Nous demeurerons certainement durant une longue période sur une trajectoire ascendante des températures. Pour autant, avec un certain optimisme, nous pouvons imaginer que la COP 27 et les conférences suivantes conduisent vers une atténuation du réchauffement climatique, laquelle aboutirait à terme à un équilibre des températures. Cette atténuation nous porterait idéalement sous le seuil de l'augmentation de 1,5 degré visé par l'Accord de Paris.
Pourtant, un réchauffement climatique critique suivi d'une atténuation et d'une stabilisation aurait malgré tout un effet sur la biodiversité. Dans ce scénario, la biodiversité resterait impactée tant dans sa richesse que dans ses aspects fonctionnels. En effet, un très grand nombre d'écosystèmes seraient irrémédiablement touchés dès l'atteinte d'une température critique. La baisse des températures qui ramènerait ensuite au seuil défini par l'Accord de Paris ne permettrait pas de rétablir la richesse de la biodiversité.
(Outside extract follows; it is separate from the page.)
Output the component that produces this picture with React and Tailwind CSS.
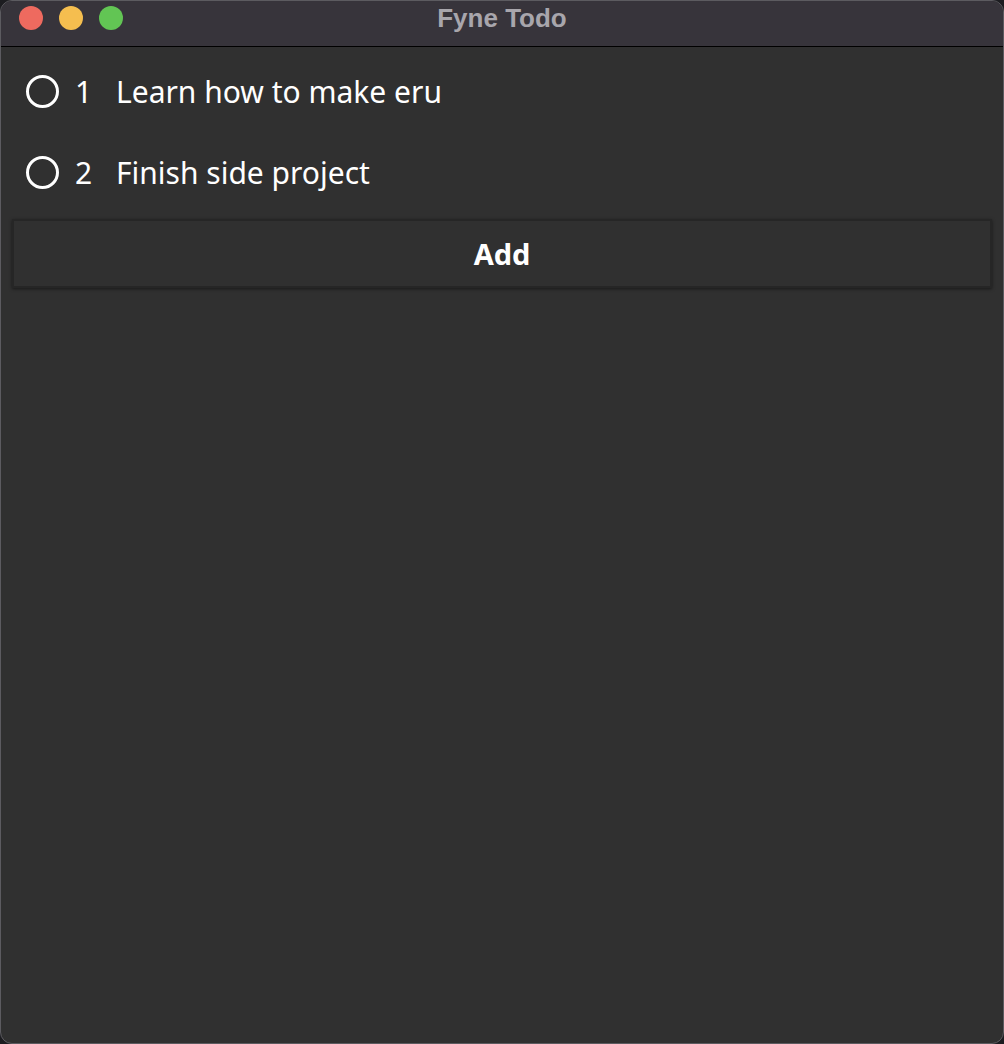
import { useState } from 'react';

const TODOS = [
  { id: 1, title: 'Learn how to make eru' },
  { id: 2, title: 'Finish side project' },
];

function TrafficLights() {
  return (
    <div className="flex items-center gap-4 pl-[18px] pt-[5px]">
      <span className="h-6 w-6 rounded-full bg-[#ee6a5f]" />
      <span className="h-6 w-6 rounded-full bg-[#f5be4f]" />
      <span className="h-6 w-6 rounded-full bg-[#62c554]" />
    </div>
  );
}

function TodoRow({ todo }) {
  return (
    <div className="flex h-[81px] items-center">
      <span className="ml-[25px] h-[33px] w-[33px] shrink-0 rounded-full border-[3px] border-white" />
      <span className="ml-[16px] w-[41px] text-[30px] leading-none text-white">{todo.id}</span>
      <span className="text-[30px] leading-none text-white">{todo.title}</span>
    </div>
  );
}

export default function App() {
  const [todos] = useState(TODOS);

  return (
    <div className="h-[1044px] w-[1004px] bg-[#1c1c20] font-['Noto_Sans',sans-serif]">
      <div className="flex h-full flex-col overflow-hidden rounded-[12px] border border-[#5c5b60] bg-[#303030]">
        <header className="relative flex h-[46px] shrink-0 items-start border-b border-black bg-[#37343b]">
          <TrafficLights />
          <h1 className="absolute inset-x-0 top-[2px] text-center font-['Liberation_Sans',sans-serif] text-[26px] font-bold leading-[30px] text-[#a8a6ac]">
            Fyne Todo
          </h1>
        </header>

        <main className="flex flex-col pt-[4px]">
          {todos.map((todo) => (
            <TodoRow key={todo.id} todo={todo} />
          ))}
          <button
            type="button"
            className="mx-[11px] mt-[6px] h-[69px] border-2 border-[#262626] bg-[#303030] text-[29px] font-bold text-white shadow-[0_1px_3px_rgba(0,0,0,0.5)]"
          >
            Add
          </button>
        </main>
      </div>
    </div>
  );
}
De plus, il faudra compter sur les émanations de carbone en provenance d'écosystèmes dégradés, notamment dans le Grand Nord qui sera touché par la fonte du permafrost. De ce fait, il serait beaucoup plus difficile de revenir à un réchauffement de 1,5 degré en cas d'atteinte d'une température critique.
Enfin, le recul de la biodiversité rendra d'autant plus difficile la réalisation des scénarios très optimistes qui circulent actuellement, lesquels laissent penser qu'une fois le dépassement des températures critiques atteint, nous aboutirions à une situation plus stable.
Pour finir, je remercie Anne-Christine Monnet d'avoir participé à un atelier commun organisé par le GIEC et l'IPBES. Le rapprochement entre l'IPBES et le GIEC était très souhaité pour de multiples raisons. Il ne vise pas à expliquer les principes de la biodiversité aux climatologues, mais permet à l'IPBES d'apporter au GIEC des éléments sur les questions sociales, en soulevant des réflexions sur les liens de dépendance existant entre les sociétés humaines et la biodiversité. Ces questions pourront intéresser les acteurs politiques français.